In this case, there's two extra pieces of information that the compiler is unaware of but the programmer isn't:
- There's an extra indirection —
String
is heap-allocated, so moving the pointer to that heap allocation isn't really a problem.
- The
String
will never be changed. If it were, then it might reallocate, invalidating the referred-to address. Using a Box<[str]>
instead of a String
would be a way to enforce this via the type system.
In cases like this, it is OK to use unsafe
code, so long as you properly document why it's not unsafe.
use std::collections::HashMap;
#[derive(Debug)]
struct Player {
name: String,
}
fn main() {
let names = ["alice", "bob", "clarice", "danny", "eustice", "frank"];
let mut players = Vec::new();
let mut index = HashMap::new();
for &name in &names {
let player = Player { name: name.into() };
let idx = players.len();
// I copied this code from Stack Overflow without reading the prose
// that describes why this unsafe block is actually safe
let stable_name: &str = unsafe { &*(player.name.as_str() as *const str) };
players.push(player);
index.insert(idx, stable_name);
}
for (k, v) in &index {
println!("{:?} -> {:?}", k, v);
}
for v in &players {
println!("{:?}", v);
}
}
However, my guess is that you don't want this code in your main
method but want to return it from some function.

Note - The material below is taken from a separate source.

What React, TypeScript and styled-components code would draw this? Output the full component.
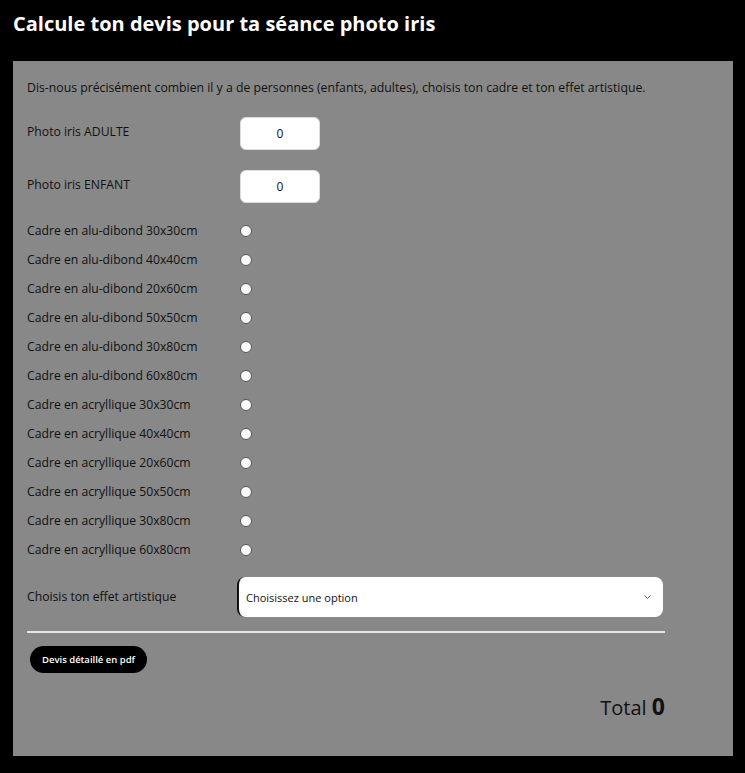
import React from "react";
import styled, { createGlobalStyle } from "styled-components";

const GlobalStyle = createGlobalStyle`
  html, body {
    margin: 0;
    padding: 0;
    background: #000;
  }
  body {
    font-family: "Open Sans", "Noto Sans", sans-serif;
    color: #111;
  }
`;

const Page = styled.div`
  background: #000;
  min-height: 773px;
  padding: 0 12px 17px 13px;
  box-sizing: border-box;
`;

const Title = styled.h1`
  margin: 0;
  padding: 11px 0 0;
  height: 61px;
  box-sizing: border-box;
  color: #fff;
  font-size: 20px;
  font-weight: 700;
  line-height: 26px;
`;

const Panel = styled.div`
  background: #888888;
  padding: 18px 14px 33px;
  box-sizing: border-box;
  height: 695px;
`;

const Form = styled.div`
  width: 638px;
  display: flex;
  flex-direction: column;
`;

const Intro = styled.p`
  margin: 0 0 20px;
  font-size: 12.25px;
  line-height: 18px;
`;

const Row = styled.div<{ $h: number; $gap?: number }>`
  display: flex;
  align-items: center;
  height: ${(p) => p.$h}px;
  margin-bottom: ${(p) => p.$gap ?? 0}px;
`;

const Label = styled.label<{ $w?: number }>`
  width: ${(p) => p.$w ?? 213}px;
  flex-shrink: 0;
  font-size: 12.2px;
  line-height: 18px;
  margin-top: -4px;
`;

const RadioLabel = styled(Label)`
  margin-top: 0;
`;

const NumberBox = styled.input`
  width: 80px;
  height: 33px;
  box-sizing: border-box;
  border: 1px solid #ddd;
  border-radius: 6px;
  background: #fff;
  text-align: center;
  font-family: "Open Sans", sans-serif;
  font-size: 12px;
  color: #111;
  padding: 0;
  outline: none;
`;

const Radio = styled.input`
  appearance: none;
  width: 12px;
  height: 12px;
  margin: 0;
  border-radius: 50%;
  border: 1px solid #555;
  background: #fafafa;
  box-sizing: border-box;
`;

const SelectWrap = styled.div`
  position: relative;
  width: 426px;
  height: 40px;
`;

const Select = styled.select`
  appearance: none;
  width: 100%;
  height: 100%;
  border: none;
  border-left: 2px solid #111;
  border-radius: 8px;
  background: #fff;
  padding: 0 0 0 7px;
  font-family: "Open Sans", sans-serif;
  font-size: 11px;
  color: #111;
  outline: none;
`;

const Chevron = styled.svg`
  position: absolute;
  right: 12px;
  top: 18px;
  pointer-events: none;
`;

const Divider = styled.hr`
  margin: 14px 0 0;
  border: none;
  height: 2px;
  background: #e6e6e6;
`;

const PdfButton = styled.button`
  align-self: flex-start;
  margin: 13px 0 0 3px;
  height: 27px;
  width: 117px;
  border: none;
  border-radius: 14px;
  background: #000;
  color: #fff;
  font-family: "Open Sans", sans-serif;
  font-size: 9.5px;
  font-weight: 600;
  padding: 0;
`;

const Total = styled.div`
  margin-top: 18px;
  text-align: right;
  font-size: 20px;
  line-height: 30px;
  color: #111;
`;

const TotalValue = styled.strong`
  font-size: 23px;
  font-weight: 700;
`;

const frames = [
  "Cadre en alu-dibond 30x30cm",
  "Cadre en alu-dibond 40x40cm",
  "Cadre en alu-dibond 20x60cm",
  "Cadre en alu-dibond 50x50cm",
  "Cadre en alu-dibond 30x80cm",
  "Cadre en alu-dibond 60x80cm",
  "Cadre en acryllique 30x30cm",
  "Cadre en acryllique 40x40cm",
  "Cadre en acryllique 20x60cm",
  "Cadre en acryllique 50x50cm",
  "Cadre en acryllique 30x80cm",
  "Cadre en acryllique 60x80cm",
];

export default function App() {
  return (
    <>
      <GlobalStyle />
      <Page>
        <Title>Calcule ton devis pour ta séance photo iris</Title>
        <Panel>
          <Form>
            <Intro>
              Dis-nous précisément combien il y a de personnes (enfants,
              adultes), choisis ton cadre et ton effet artistique.
            </Intro>
            <Row $h={33} $gap={20}>
              <Label>Photo iris ADULTE</Label>
              <NumberBox type="text" defaultValue="0" />
            </Row>
            <Row $h={33} $gap={13}>
              <Label>Photo iris ENFANT</Label>
              <NumberBox type="text" defaultValue="0" />
            </Row>
            {frames.map((f) => (
              <Row $h={29} key={f}>
                <RadioLabel>{f}</RadioLabel>
                <Radio type="radio" name="cadre" />
              </Row>
            ))}
            <Row $h={40} style={{ marginTop: 13 }}>
              <RadioLabel $w={210}>Choisis ton effet artistique</RadioLabel>
              <SelectWrap>
                <Select defaultValue="">
                  <option value="">Choisissez une option</option>
                </Select>
                <Chevron width="7" height="4" viewBox="0 0 7 4">
                  <path d="M0.5 0.5 L3.5 3.5 L6.5 0.5" fill="none" stroke="#444" strokeWidth="0.9" />
                </Chevron>
              </SelectWrap>
            </Row>
            <Divider />
            <PdfButton>Devis détaillé en pdf</PdfButton>
            <Total>
              Total <TotalValue>0</TotalValue>
            </Total>
          </Form>
        </Panel>
      </Page>
    </>
  );
}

That will be a problem, as you will quickly run into Why can't I store a value and a reference to that value in the same struct?.

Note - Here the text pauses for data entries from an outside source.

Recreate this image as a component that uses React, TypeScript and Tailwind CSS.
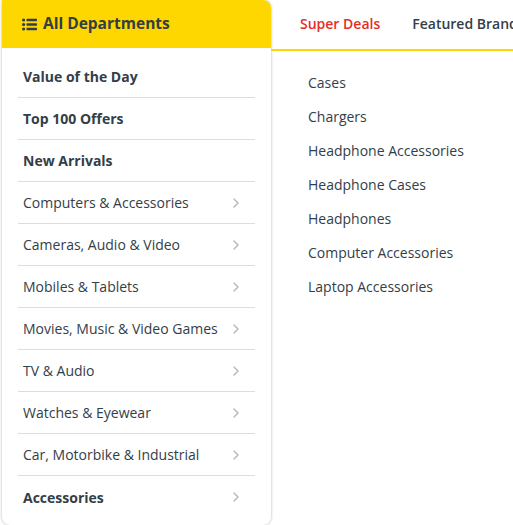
import { ChevronRight } from 'lucide-react';

const menu = [
    { name: 'Value of the Day', bold: true, arrow: false },
    { name: 'Top 100 Offers', bold: true, arrow: false },
    { name: 'New Arrivals', bold: true, arrow: false },
    { name: 'Computers & Accessories', bold: false, arrow: true },
    { name: 'Cameras, Audio & Video', bold: false, arrow: true },
    { name: 'Mobiles & Tablets', bold: false, arrow: true },
    { name: 'Movies, Music & Video Games', bold: false, arrow: true },
    { name: 'TV & Audio', bold: false, arrow: true },
    { name: 'Watches & Eyewear', bold: false, arrow: true },
    { name: 'Car, Motorbike & Industrial', bold: false, arrow: true },
    { name: 'Accessories', bold: true, arrow: true },
];

const subItems = [
    'Cases',
    'Chargers',
    'Headphone Accessories',
    'Headphone Cases',
    'Headphones',
    'Computer Accessories',
    'Laptop Accessories',
];

function ListIcon() {
    return (
        <svg width="15" height="13" viewBox="0 0 15 13" fill="#333e48">
            <circle cx="1.6" cy="2" r="1.6" />
            <circle cx="1.6" cy="6.5" r="1.6" />
            <circle cx="1.6" cy="11" r="1.6" />
            <rect x="4.5" y="0.8" width="10.5" height="2.4" rx="0.6" />
            <rect x="4.5" y="5.3" width="10.5" height="2.4" rx="0.6" />
            <rect x="4.5" y="9.8" width="10.5" height="2.4" rx="0.6" />
        </svg>
    );
}

export default function App() {
    return (
        <div className="w-[513px] h-[525px] bg-white overflow-hidden flex font-['Open_Sans',sans-serif] text-[#333e48]">
            <div className="ml-[2px] w-[269px] flex flex-col shrink-0 shadow-[0_0_3px_rgba(0,0,0,0.3)] rounded-b-lg rounded-tr-lg bg-white">
                <div className="h-12 bg-[#fed700] rounded-tr-lg flex items-center gap-[6px] pl-5">
                    <ListIcon />
                    <span className="text-[15.5px] font-bold">All Departments</span>
                </div>
                <div className="pt-2 px-4">
                    {menu.map((m, i) => (
                        <div
                            key={m.name}
                            className={
                                'h-[42px] flex items-center justify-between pl-[5px] pr-[11px] text-[14px] ' +
                                (i < menu.length - 1 ? 'border-b border-[#dddddd] ' : '') +
                                (m.bold ? 'font-bold' : 'text-[#333e48]')
                            }
                        >
                            <span>{m.name}</span>
                            {m.arrow && <ChevronRight size={16} strokeWidth={2} className="text-[#b5b5b5]" />}
                        </div>
                    ))}
                </div>
            </div>
            <div className="flex-1 min-w-0 flex flex-col">
                <div className="h-[51px] border-b-2 border-[#fed700] flex items-center gap-8 pl-[29px] pb-[3px] whitespace-nowrap overflow-hidden text-[14px] font-semibold">
                    <span className="text-[#e52d27]">Super Deals</span>
                    <span>Featured Brands</span>
                </div>
                <div className="pl-[37px] pt-[15px] flex flex-col">
                    {subItems.map((s) => (
                        <div key={s} className="leading-[34px] text-[14px] text-[#333e48]">{s}</div>
                    ))}
                </div>
            </div>
        </div>
    );
}
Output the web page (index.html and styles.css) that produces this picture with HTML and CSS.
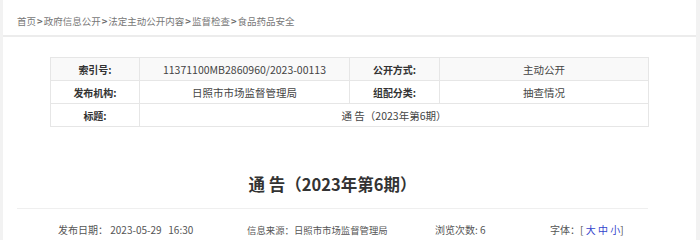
FILE: index.html
```html
<!DOCTYPE html>
<html lang="zh-CN">
<head>
<meta charset="utf-8">
<title>通 告（2023年第6期）</title>
<link rel="stylesheet" href="styles.css">
</head>
<body>
<div class="page">
  <div class="crumb">
    <a href="#">首页</a><span class="sep">&gt;</span><a href="#">政府信息公开</a><span class="sep">&gt;</span><a href="#">法定主动公开内容</a><span class="sep">&gt;</span><a href="#">监督检查</a><span class="sep">&gt;</span><a href="#">食品药品安全</a>
  </div>
  <table class="meta">
    <colgroup><col class="c1"><col class="c2"><col class="c3"><col class="c4"></colgroup>
    <tr class="odd">
      <th>索引号:</th><td>11371100MB2860960/2023-00113</td>
      <th>公开方式:</th><td>主动公开</td>
    </tr>
    <tr>
      <th>发布机构:</th><td>日照市市场监督管理局</td>
      <th>组配分类:</th><td>抽查情况</td>
    </tr>
    <tr>
      <th>标题:</th><td colspan="3">通 告（2023年第6期）</td>
    </tr>
  </table>
  <h1 class="title">通 告（2023年第6期）</h1>
  <div class="info">
    <span class="date">发布日期： 2023-05-29&nbsp;&nbsp; 16:30</span>
    <span class="src">信息来源：日照市市场监督管理局</span>
    <span class="views">浏览次数: 6</span>
    <span class="size">字体：[ <a href="#">大</a> <a href="#">中</a> <a href="#">小</a>]</span>
  </div>
</div>
</body>
</html>
```
FILE: styles.css
```css
html, body {
  margin: 0;
  padding: 0;
  background: #f2f2f2;
  font-family: "Noto Sans CJK SC", "Microsoft YaHei", sans-serif;
  font-size: 11px;
  color: #555;
}
.page {
  margin: 0 4px 0 3px;
  background: #fff;
  height: 240px;
  overflow: hidden;
}
.crumb {
  height: 37px;
  box-sizing: border-box;
  padding: 12px 0 0 14px;
  line-height: 18px;
  border-bottom: 2px solid #ececec;
  color: #777;
  font-size: 9.5px;
}
.crumb a {
  color: #777;
  text-decoration: none;
}
.crumb .sep {
  margin: 0 1px;
  font-weight: bold;
  color: #666;
}
.meta {
  width: 598px;
  margin: 20px auto 0;
  border-collapse: collapse;
  table-layout: fixed;
}
.meta .c1 { width: 89px; }
.meta .c2 { width: 210px; }
.meta .c3 { width: 90px; }
.meta .c4 { width: 209px; }
.meta th, .meta td {
  border: 1px solid #e6e6e6;
  height: 22px;
  padding: 0;
  text-align: center;
  color: #444;
}
.meta th {
  font-weight: bold;
  font-size: 10px;
  color: #333;
}
.meta td {
  font-size: 10.5px;
}
.meta tr.odd th, .meta tr.odd td {
  background: #f9f9f9;
}
.title {
  margin: 45px 48px 0 14px;
  text-align: center;
  font-size: 16.5px;
  line-height: 24px;
  font-weight: bold;
  color: #333;
  padding-bottom: 12px;
  border-bottom: 1px solid #efefef;
}
.info {
  display: flex;
  padding: 11px 0 0 55px;
  line-height: 20px;
  font-size: 10px;
  color: #555;
}
.info .date { width: 189px; }
.info .src { width: 188px; font-size: 9.4px; }
.info .views { width: 115px; }
.info .size a {
  color: #3344cc;
  text-decoration: none;
}
```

Honestly, there's styles of code that don't fit well within Rust's limitations. If you run into these, you could:
- decide that Rust isn't a good fit for you or your problem.
- use
unsafe
code, preferably thoroughly tested and only exposing a safe API.

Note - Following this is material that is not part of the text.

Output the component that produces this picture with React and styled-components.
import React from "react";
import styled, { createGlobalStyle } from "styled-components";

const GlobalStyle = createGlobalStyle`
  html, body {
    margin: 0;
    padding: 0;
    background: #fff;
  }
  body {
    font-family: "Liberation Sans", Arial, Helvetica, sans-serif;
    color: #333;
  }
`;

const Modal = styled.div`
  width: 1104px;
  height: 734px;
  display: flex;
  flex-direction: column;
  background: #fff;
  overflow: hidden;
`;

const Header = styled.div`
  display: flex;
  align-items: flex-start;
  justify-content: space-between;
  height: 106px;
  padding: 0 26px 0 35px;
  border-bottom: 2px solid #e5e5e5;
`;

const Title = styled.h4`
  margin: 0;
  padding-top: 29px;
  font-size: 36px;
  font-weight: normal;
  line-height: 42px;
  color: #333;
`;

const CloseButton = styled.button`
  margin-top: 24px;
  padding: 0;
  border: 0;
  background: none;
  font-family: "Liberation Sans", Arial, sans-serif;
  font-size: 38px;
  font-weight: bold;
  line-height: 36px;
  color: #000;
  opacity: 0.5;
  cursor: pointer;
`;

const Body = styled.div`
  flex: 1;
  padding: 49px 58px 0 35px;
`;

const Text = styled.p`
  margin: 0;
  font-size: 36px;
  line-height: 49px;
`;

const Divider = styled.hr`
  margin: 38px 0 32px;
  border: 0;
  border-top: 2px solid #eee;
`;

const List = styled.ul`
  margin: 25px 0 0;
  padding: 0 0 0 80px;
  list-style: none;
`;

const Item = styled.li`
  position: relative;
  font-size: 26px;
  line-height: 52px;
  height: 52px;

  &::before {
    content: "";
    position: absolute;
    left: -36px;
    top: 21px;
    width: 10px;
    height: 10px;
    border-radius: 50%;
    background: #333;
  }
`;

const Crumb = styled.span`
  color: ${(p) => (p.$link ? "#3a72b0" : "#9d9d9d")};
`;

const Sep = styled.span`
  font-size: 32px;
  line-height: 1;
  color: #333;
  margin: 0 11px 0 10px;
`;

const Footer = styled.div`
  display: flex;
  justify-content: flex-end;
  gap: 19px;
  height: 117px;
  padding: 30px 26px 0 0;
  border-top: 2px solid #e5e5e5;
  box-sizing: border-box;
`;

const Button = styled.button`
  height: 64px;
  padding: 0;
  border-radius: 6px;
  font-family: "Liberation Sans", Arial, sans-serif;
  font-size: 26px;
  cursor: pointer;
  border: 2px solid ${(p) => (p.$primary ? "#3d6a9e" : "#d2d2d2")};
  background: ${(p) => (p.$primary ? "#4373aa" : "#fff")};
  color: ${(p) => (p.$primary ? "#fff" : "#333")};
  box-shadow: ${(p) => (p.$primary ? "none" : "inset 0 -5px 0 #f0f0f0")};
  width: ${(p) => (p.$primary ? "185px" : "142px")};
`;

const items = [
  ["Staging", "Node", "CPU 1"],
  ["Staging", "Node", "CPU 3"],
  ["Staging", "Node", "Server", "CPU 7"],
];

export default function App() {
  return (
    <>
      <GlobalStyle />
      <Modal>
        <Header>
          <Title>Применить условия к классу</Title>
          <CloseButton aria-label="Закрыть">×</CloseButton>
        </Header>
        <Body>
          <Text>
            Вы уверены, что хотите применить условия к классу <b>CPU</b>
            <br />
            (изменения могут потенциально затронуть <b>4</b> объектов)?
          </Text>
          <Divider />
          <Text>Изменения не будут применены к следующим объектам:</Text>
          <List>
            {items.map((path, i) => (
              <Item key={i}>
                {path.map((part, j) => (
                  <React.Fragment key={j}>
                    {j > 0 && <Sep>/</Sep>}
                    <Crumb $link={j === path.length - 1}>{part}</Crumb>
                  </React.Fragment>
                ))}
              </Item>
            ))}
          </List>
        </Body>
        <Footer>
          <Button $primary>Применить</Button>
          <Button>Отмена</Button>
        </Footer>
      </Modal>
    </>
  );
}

- investigate alternate representations.
For example, I'd probably rewrite the code to have the index be the primary owner of the key:
use std::collections::BTreeMap;
#[derive(Debug)]
struct Player<'a> {
name: &'a str,
data: &'a PlayerData,
}
#[derive(Debug)]
struct PlayerData {
hit_points: u8,
}
#[derive(Debug)]
struct Players(BTreeMap<String, PlayerData>);
impl Players {
fn new<I>(iter: I) -> Self
where
I: IntoIterator,
I::Item: Into<String>,
{
let players = iter
.into_iter()
.map(|name| (name.into(), PlayerData { hit_points: 100 }))
.collect();
Players(players)
}
fn get<'a>(&'a self, name: &'a str) -> Option<Player<'a>> {
self.0.get(name).map(|data| Player { name, data })
}
}
fn main() {
let names = ["alice", "bob", "clarice", "danny", "eustice", "frank"];
let players = Players::new(names.iter().copied());
for (k, v) in &players.0 {
println!("{:?} -> {:?}", k, v);
}
println!("{:?}", players.get("eustice"));
}
Alternatively, as shown in What's the idiomatic way to make a lookup table which uses field of the item as the key?, you could wrap your type and store it in a set container instead:
use std::collections::BTreeSet;
#[derive(Debug, PartialEq, Eq)]
struct Player {
name: String,
hit_points: u8,
}
#[derive(Debug, Eq)]
struct PlayerByName(Player);
impl PlayerByName {
fn key(&self) -> &str {
&self.0.name
}
}
impl PartialOrd for PlayerByName {
fn partial_cmp(&self, other: &Self) -> Option<std::cmp::Ordering> {
Some(self.cmp(other))
}
}
impl Ord for PlayerByName {
fn cmp(&self, other: &Self) -> std::cmp::Ordering {
self.key().cmp(&other.key())
}
}
impl PartialEq for PlayerByName {
fn eq(&self, other: &Self) -> bool {
self.key() == other.key()
}
}
impl std::borrow::Borrow<str> for PlayerByName {
fn borrow(&self) -> &str {
self.key()
}
}
#[derive(Debug)]
struct Players(BTreeSet<PlayerByName>);
impl Players {
fn new<I>(iter: I) -> Self
where
I: IntoIterator,
I::Item: Into<String>,
{
let players = iter
.into_iter()
.map(|name| {
PlayerByName(Player {
name: name.into(),
hit_points: 100,
})
})
.collect();
Players(players)
}
fn get(&self, name: &str) -> Option<&Player> {
self.0.get(name).map(|pbn| &pbn.0)
}
}
fn main() {
let names = ["alice", "bob", "clarice", "danny", "eustice", "frank"];
let players = Players::new(names.iter().copied());
for player in &players.0 {
println!("{:?}", player.0);
}
println!("{:?}", players.get("eustice"));
}
not increase the run time by using Rc
or RefCell
Guessing about performance characteristics without performing profiling is never a good idea. I honestly don't believe that there'd be a noticeable performance loss from incrementing an integer when a value is cloned or dropped. If the problem required both an index and a vector, then I would reach for some kind of shared ownership.